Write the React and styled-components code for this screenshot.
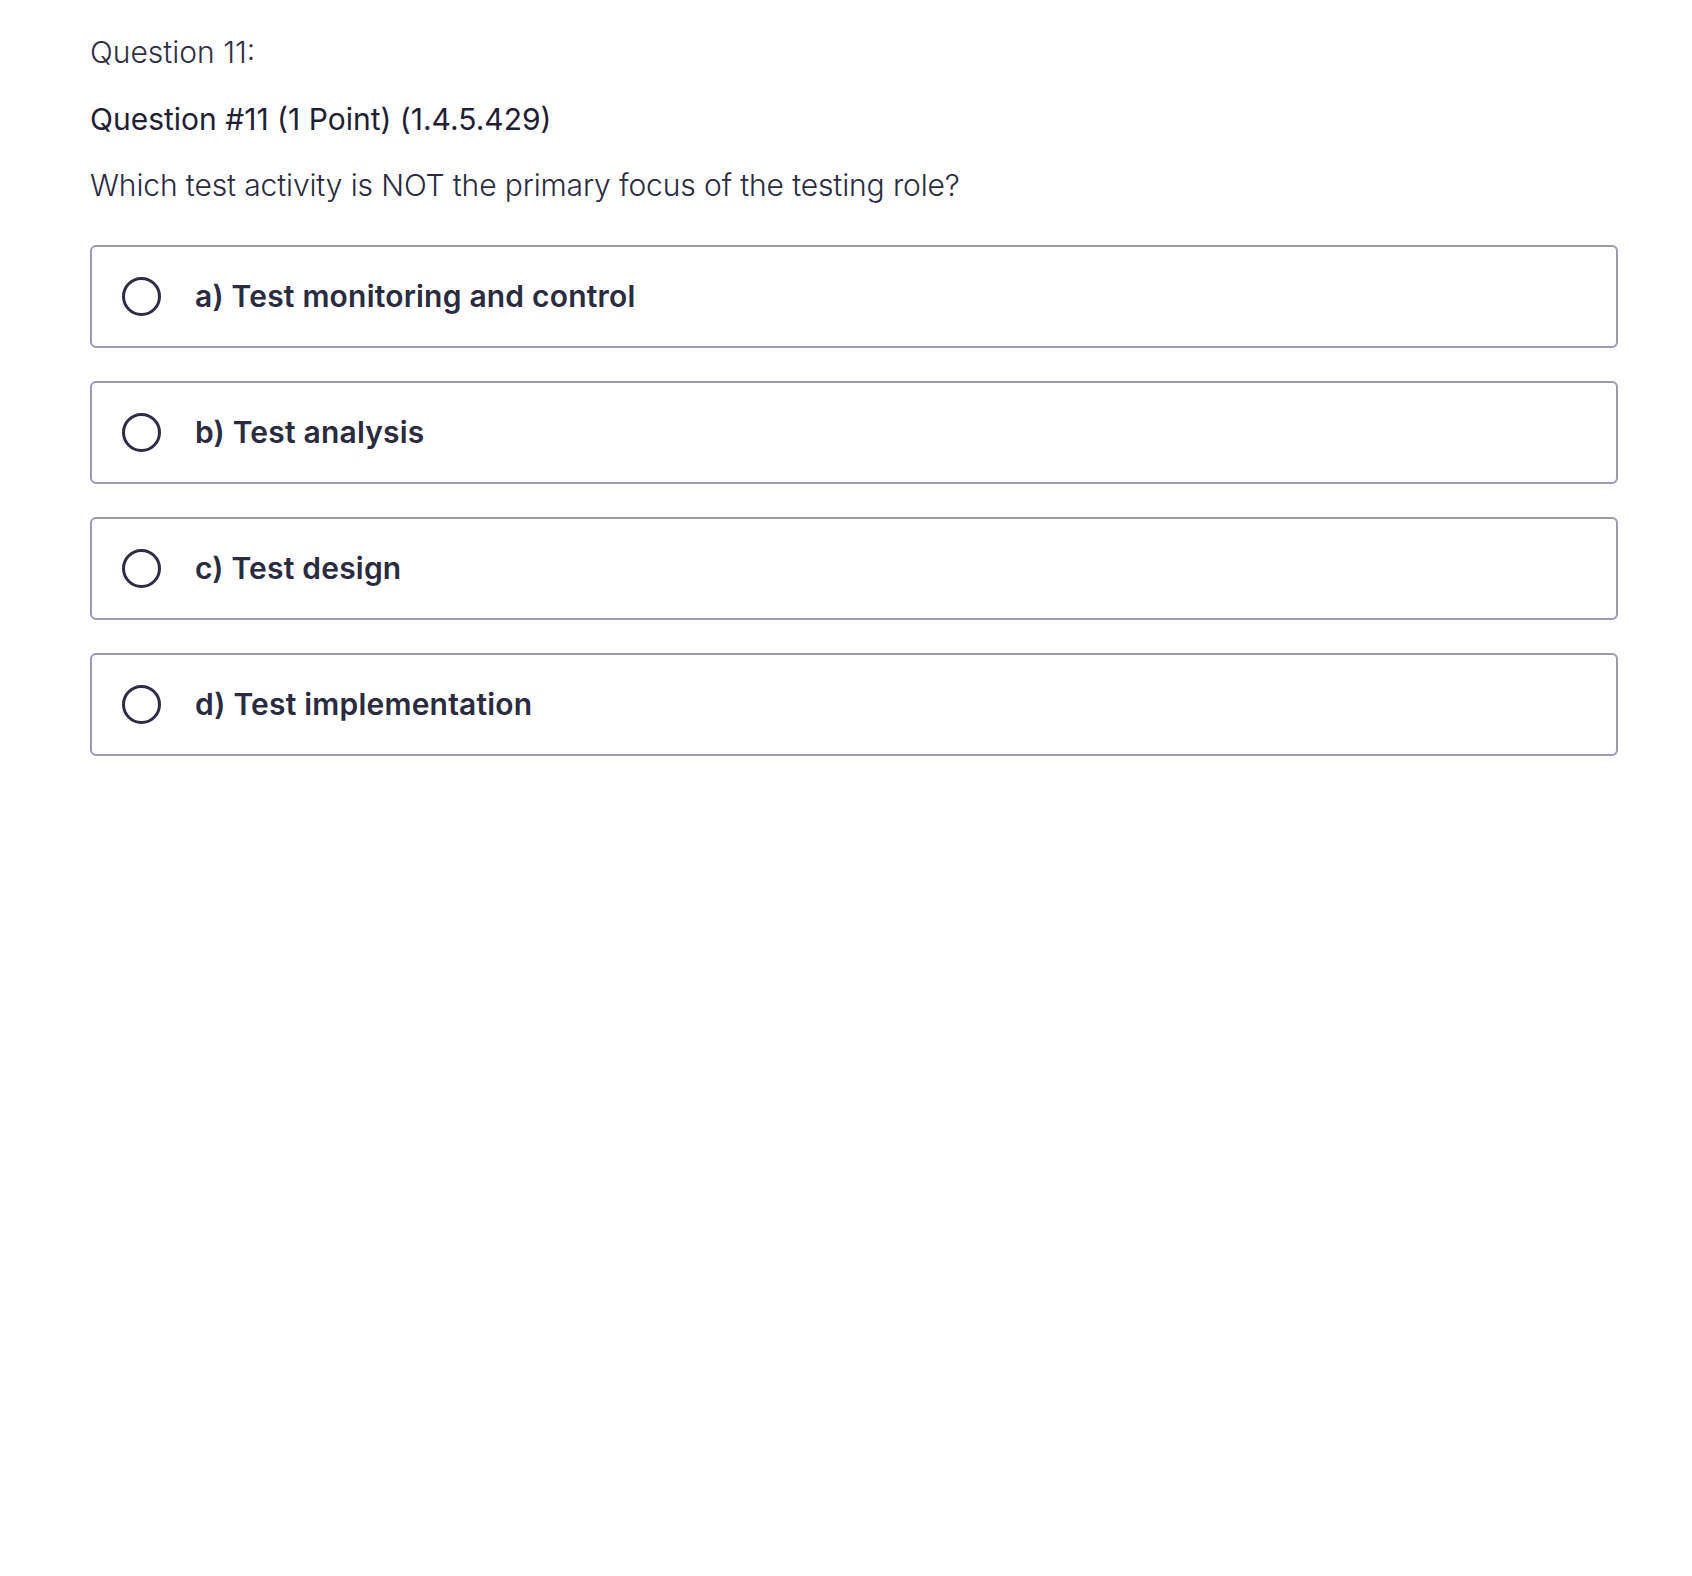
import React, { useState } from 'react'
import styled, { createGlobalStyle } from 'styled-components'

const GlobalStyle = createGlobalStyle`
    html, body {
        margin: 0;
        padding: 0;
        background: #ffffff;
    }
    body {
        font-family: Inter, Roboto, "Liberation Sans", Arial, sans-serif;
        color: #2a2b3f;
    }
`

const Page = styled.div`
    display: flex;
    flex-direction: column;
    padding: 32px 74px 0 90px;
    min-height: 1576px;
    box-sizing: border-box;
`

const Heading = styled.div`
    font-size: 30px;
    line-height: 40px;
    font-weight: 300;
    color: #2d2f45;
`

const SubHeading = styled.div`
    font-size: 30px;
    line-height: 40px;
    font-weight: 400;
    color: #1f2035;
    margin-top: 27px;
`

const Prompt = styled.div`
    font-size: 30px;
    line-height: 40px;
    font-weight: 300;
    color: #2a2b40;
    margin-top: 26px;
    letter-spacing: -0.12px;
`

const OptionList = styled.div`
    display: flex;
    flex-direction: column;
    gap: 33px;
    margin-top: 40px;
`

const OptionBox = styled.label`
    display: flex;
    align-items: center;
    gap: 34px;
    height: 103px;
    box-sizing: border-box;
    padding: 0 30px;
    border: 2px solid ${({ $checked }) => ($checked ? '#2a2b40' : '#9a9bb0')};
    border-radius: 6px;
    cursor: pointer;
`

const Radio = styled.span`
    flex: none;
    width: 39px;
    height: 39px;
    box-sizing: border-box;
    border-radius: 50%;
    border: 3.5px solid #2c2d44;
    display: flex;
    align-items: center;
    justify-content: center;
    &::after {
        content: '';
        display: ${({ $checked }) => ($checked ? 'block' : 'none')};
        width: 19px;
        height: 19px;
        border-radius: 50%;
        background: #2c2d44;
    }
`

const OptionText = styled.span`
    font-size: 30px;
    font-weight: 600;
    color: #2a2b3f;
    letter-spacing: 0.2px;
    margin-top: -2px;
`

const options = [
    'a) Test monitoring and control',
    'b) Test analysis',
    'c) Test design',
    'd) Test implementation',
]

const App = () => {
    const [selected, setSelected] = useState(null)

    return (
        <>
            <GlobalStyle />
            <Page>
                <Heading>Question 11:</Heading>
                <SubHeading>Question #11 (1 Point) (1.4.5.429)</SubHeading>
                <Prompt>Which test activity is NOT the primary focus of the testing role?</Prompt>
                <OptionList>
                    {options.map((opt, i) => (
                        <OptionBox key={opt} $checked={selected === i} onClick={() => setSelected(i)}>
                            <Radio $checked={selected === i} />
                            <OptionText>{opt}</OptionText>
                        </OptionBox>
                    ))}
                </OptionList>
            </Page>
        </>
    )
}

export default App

━━━

Written problem: Pick out all lines from the data above in which the word "components" appears.

Solution:
Write the React and styled-components code for this screenshot.
import styled, { createGlobalStyle } from 'styled-components'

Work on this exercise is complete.